What if we lose everything?

Consider the story of a man named Horatio Spafford, as told over at The Brooklyn Tabernacle Choir’s web site:

Horatio Spafford knew something about life’s unexpected challenges. He was a successful attorney and real estate investor who lost a fortune in the great Chicago fire of 1871. Around the same time, his beloved four-year-old son died of scarlet fever.

Thinking a vacation would do his family some good, he sent his wife and four daughters on a ship to England, planning to join them after he finished some pressing business at home. However, while crossing the Atlantic Ocean, the ship was involved in a terrible collision and sunk. More than 200 people lost their lives, including all four of Horatio Spafford’s precious daughters. His wife, Anna, survived the tragedy. Upon arriving in England, she sent a telegram to her husband that began: “Saved alone. What shall I do?”

Horatio immediately set sail for England. At one point during his voyage, the captain of the ship, aware of the tragedy that had struck the Spafford family, summoned Horatio to tell him that they were now passing over the spot where the shipwreck had occurred.1

As Horatio thought about his daughters, words of comfort and hope filled his heart and mind. He wrote them down, and they have since become a well-beloved hymn:

When peace like a river, attendeth my way,

When sorrows like sea billows roll—

Whatever my lot, thou hast taught me to know

It is well, it is well with my soul.2

***

How in the world, after losing literally everything, was Spafford able to write these words, and more than that, to mean them?

Faith.

Faith is the best remedy, the most effective immunotherapy, the unequivocal fever reducer for fear.

Faith might not eliminate the aches of anxiety completely, and certainly an appropriate amount of vigilance is due during these times. But faith is certainly a better prescription than what the 24-hour-a-day cacophony of newscasters and social media can offer.

Making the shift from fear to faith isn’t easy, especially when faced with empty grocery aisles and airplanes and schools and stadiums. But here are a few tangible things we could do to shift our focus:

  1. Take a walk in your garden. The tender shoots of hyacinths and daffodils are emerging in mine, and they remind me that spring always follows winter, no matter how brutally cold.
  2. Listen to an audiobook instead of the news. (Then Sings My Soul was recently released on audio if you need an option, and it’s a story of hope in the midst of hard.)
  3. Create something new. I’m working on some built-in bookshelves and find the sanding and priming and painting immensely cathartic. Take out that adult coloring book and colored pencils that have been collecting dust, or pick up the knitting you set aside. The work of the hands can help soothe the mind so.
  4. Hang out with your pets. There is a reason why comfort dogs are often seen at the scene of accidents and disasters.
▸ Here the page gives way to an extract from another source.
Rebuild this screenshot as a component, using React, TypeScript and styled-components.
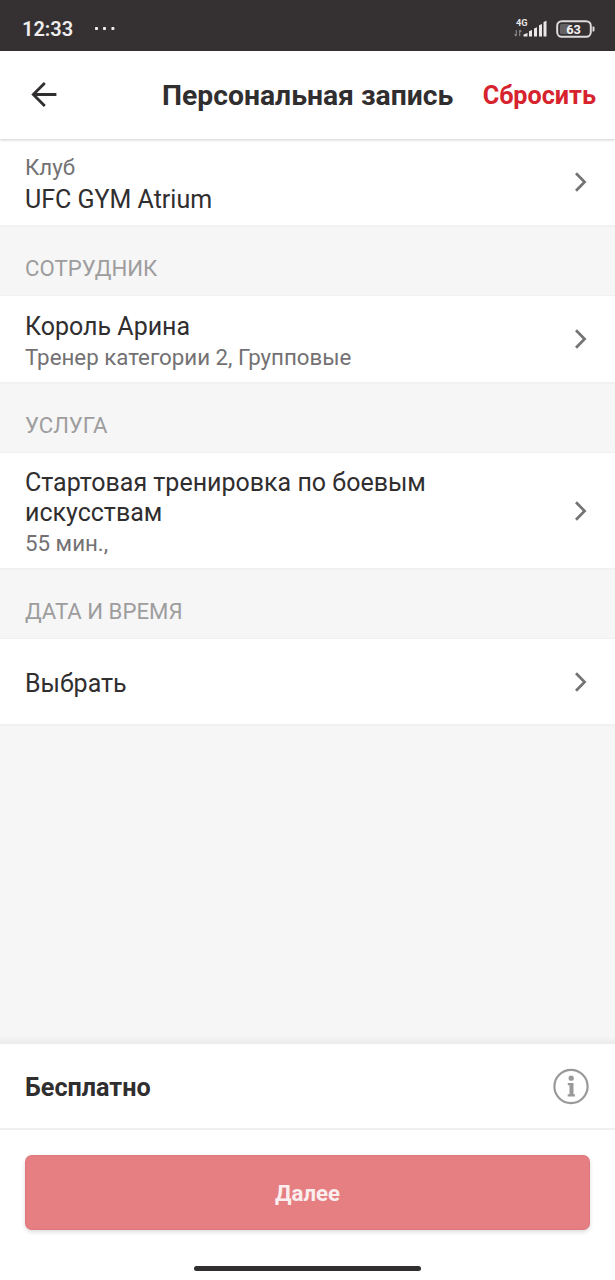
import React from "react";
import styled, { createGlobalStyle } from "styled-components";

const GlobalStyle = createGlobalStyle`
  *, *::before, *::after { box-sizing: border-box; }
  body { margin: 0; background: #f6f6f6; font-family: Roboto, "Noto Sans", sans-serif; color: #302e2f; }
  button { font: inherit; border: 0; background: none; padding: 0; cursor: pointer; }
`;

const Screen = styled.div`
  width: 100%;
  height: 1280px;
  display: flex;
  flex-direction: column;
  overflow: hidden;
`;

const StatusBar = styled.div`
  flex: none;
  height: 51px;
  padding: 6px 20px 0 22px;
  background: #353132;
  color: #efedee;
  display: flex;
  align-items: center;
`;

const Clock = styled.span`
  font-size: 20px;
  font-weight: 600;
  line-height: 24px;
  margin-right: 21px;
`;

const StatusIcons = styled.div`
  margin-left: auto;
  display: flex;
  align-items: center;
  gap: 8px;
`;

const Header = styled.header`
  flex: none;
  height: 88px;
  padding: 0 19px 0 30px;
  background: #fff;
  display: flex;
  align-items: center;
  position: relative;
  box-shadow: 0 1px 3px rgba(0, 0, 0, 0.2);
`;

const BackButton = styled.button`
  display: flex;
  width: 28px;
  height: 28px;
  margin-right: 104px;
  color: #302e2f;
`;

const Title = styled.h1`
  margin: 2px 0 0;
  font-size: 28.3px;
  font-weight: 700;
  line-height: 34px;
  white-space: nowrap;
`;

const ResetButton = styled.button`
  && {
    margin: 2px 0 0 auto;
    color: #d6232d;
    font-size: 25.2px;
    font-weight: 700;
    line-height: 30px;
    white-space: nowrap;
  }
`;

const Row = styled.div<{ $height: number }>`
  flex: none;
  height: ${(p) => p.$height}px;
  padding: 0 27px 0 25px;
  background: #fff;
  display: flex;
  align-items: center;
  justify-content: space-between;
`;

const RowText = styled.div<{ $offset: number; $gap?: number }>`
  max-width: 430px;
  padding-top: ${(p) => p.$offset * 2}px;
  display: flex;
  flex-direction: column;
  gap: ${(p) => p.$gap ?? 0}px;
`;

const Primary = styled.span`
  font-size: 25px;
  line-height: 30px;
`;

const Secondary = styled.span`
  font-size: 22.3px;
  line-height: 30px;
  color: #737173;
`;

const SectionTitle = styled.h2`
  flex: none;
  height: 71px;
  margin: 0;
  padding: 26px 25px 0;
  border-top: 2px solid #f1f1f1;
  border-bottom: 1px solid #f1f1f1;
  font-size: 22.2px;
  font-weight: 400;
  line-height: 30px;
  color: #9e9d9e;
`;

const Filler = styled.div`
  flex: 1;
  border-top: 2px solid #f1f1f1;
  background: linear-gradient(to bottom, #f6f6f6 calc(100% - 8px), #ebebeb);
`;

const Price = styled.div`
  flex: none;
  height: 86px;
  padding: 0 26px 0 25px;
  background: #fff;
  border-bottom: 2px solid #f0f0f0;
  display: flex;
  align-items: center;
  justify-content: space-between;
`;

const PriceValue = styled.span`
  padding-top: 3px;
  font-size: 25.2px;
  font-weight: 700;
  line-height: 30px;
`;

const Footer = styled.footer`
  flex: none;
  height: 150px;
  padding: 25px 25px 9px;
  background: #fff;
  display: flex;
  flex-direction: column;
  align-items: center;
  justify-content: space-between;
`;

const NextButton = styled.button`
  && {
    width: 100%;
    height: 75px;
    padding-top: 1px;
    border-radius: 7px;
    background: #e67f82;
    box-shadow: 0 2px 4px rgba(0, 0, 0, 0.14), inset 0 0 1px 1px rgba(210, 110, 125, 0.4);
    color: #fbeeee;
    font-size: 22.2px;
    font-weight: 700;
  }
`;

const HomeIndicator = styled.div`
  width: 227px;
  height: 5px;
  border-radius: 3px;
  background: #302e2f;
`;

const Chevron = () => (
  <svg width="14" height="22" viewBox="0 0 14 22" fill="none" stroke="#757375" strokeWidth="2.7">
    <path d="M2 2.2 10.6 11 2 19.8" />
  </svg>
);

const Dots = () => (
  <svg width="22" height="4" viewBox="0 0 22 4" fill="#efedee">
    <rect x="1" y="0" width="3" height="3" rx="0.8" />
    <rect x="9" y="0" width="3" height="3" rx="0.8" />
    <rect x="17.4" y="0" width="3" height="3" rx="0.8" />
  </svg>
);

const Signal = () => (
  <svg width="34" height="28" viewBox="0 -4 34 28" fill="#e8e6e7">
    <text x="2" y="7.4" fontSize="9.2" fontWeight="700" fontFamily="Roboto, sans-serif">4G</text>
    <path d="M2.3 11v6M.6 15.2l1.7 2M5.7 17v-6M7.4 12.8l-1.7-2" stroke="#8d8a8b" strokeWidth="1.1" fill="none" />
    <path d="M9.5 17.5v-2l4-1.5v3.5zM15 17.5v-5.2l3-1.3v6.5zM20 17.5V9.6l3-1.4v9.3zM25 17.5V6.3l3-1.3v12.5zM29.5 17.5V3l3-1.2v15.7z" />
  </svg>
);

const Battery = () => (
  <svg width="39" height="18" viewBox="0 0 39 18">
    <rect x="1.2" y="1.2" width="33.6" height="15.6" rx="4.6" fill="none" stroke="#dcdadb" strokeWidth="2" />
    <rect x="4" y="4" width="10" height="10" rx="1.5" fill="#656162" />
    <path d="M36.5 6.5h1a1 1 0 0 1 1 1v3a1 1 0 0 1-1 1h-1z" fill="#dcdadb" />
    <text x="17.5" y="13.6" textAnchor="middle" fontSize="12.8" fontWeight="700" fontFamily="Roboto, sans-serif" fill="#f4f2f3">63</text>
  </svg>
);

const BackArrow = () => (
  <svg width="28" height="28" viewBox="0 0 28 28" fill="none" stroke="currentColor" strokeWidth="2.8">
    <path d="M26.4 13.5H3.5M14.8 2 3.3 13.5 14.8 25" />
  </svg>
);

const InfoIcon = () => (
  <svg width="36" height="37" viewBox="0 -0.5 36 37" fill="#9a999a">
    <circle cx="18" cy="18" r="16.6" fill="none" stroke="#9a999a" strokeWidth="2.2" />
    <circle cx="18.2" cy="9.7" r="2.6" />
    <path d="M14.8 14.4h5.7v11.3h1.4v2.4h-7.2v-2.4h1.8v-8.9h-1.7z" />
  </svg>
);

export default function App() {
  return (
    <Screen>
      <GlobalStyle />
      <StatusBar>
        <Clock>12:33</Clock>
        <Dots />
        <StatusIcons>
          <Signal />
          <Battery />
        </StatusIcons>
      </StatusBar>
      <Header>
        <BackButton aria-label="Назад"><BackArrow /></BackButton>
        <Title>Персональная запись</Title>
        <ResetButton>Сбросить</ResetButton>
      </Header>
      <Row $height={86}>
        <RowText $offset={1} $gap={3}>
          <Secondary>Клуб</Secondary>
          <Primary>UFC GYM Atrium</Primary>
        </RowText>
        <Chevron />
      </Row>
      <SectionTitle>СОТРУДНИК</SectionTitle>
      <Row $height={86}>
        <RowText $offset={3}>
          <Primary>Король Арина</Primary>
          <Secondary>Тренер категории 2, Групповые</Secondary>
        </RowText>
        <Chevron />
      </Row>
      <SectionTitle>УСЛУГА</SectionTitle>
      <Row $height={115}>
        <RowText $offset={2}>
          <Primary>Стартовая тренировка по боевым искусствам</Primary>
          <Secondary>55 мин.,</Secondary>
        </RowText>
        <Chevron />
      </Row>
      <SectionTitle>ДАТА И ВРЕМЯ</SectionTitle>
      <Row $height={85}>
        <RowText $offset={2}>
          <Primary>Выбрать</Primary>
        </RowText>
        <Chevron />
      </Row>
      <Filler />
      <Price>
        <PriceValue>Бесплатно</PriceValue>
        <InfoIcon />
      </Price>
      <Footer>
        <NextButton>Далее</NextButton>
        <HomeIndicator />
      </Footer>
    </Screen>
  );
}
I have three retrievers whose gentle eyes and furry warmth calm and ground me regularly.

Finally and most importantly, turn to what the Lord says about fear.

A quick search reveals that the words fear” AND notoccurs 331 times in 144 verses in the KJV.  Here are a few:

Genesis 15:1:Fear not, Abram: I am thy shield, and thy exceeding great reward.”

Genesis 21:17: “And God heard the voice of the lad; and the angel of God called to Hagar out of heaven, and said unto her, What aileth thee, Hagar? Fear not; for God hath heard the voice of the lad where he is.”

Genesis 26:24: “…fear not, for I am with thee, and will bless thee…”

Deuteronomy 31:6: “Be strong and of a good courage, fear not, nor be afraid of them: for the LORD thy God, he it is that doth go with thee; he will not fail thee, nor forsake thee.”

That’s just four of the hundreds of instances in scripture you can find the Lord assuring us He is with us. He sees us. He hears us.

And He never leaves us alone.

Many of us may contract this wicked virus before it’s all said and done. But in the meantime, we can trust that we will not be alone and we can continue to have hope, throughout it all.

Whatever our lot, we can choose faith today.

Click here to listen to a beautiful rendition of It Is Well.

Have peace and take heart, dear friends.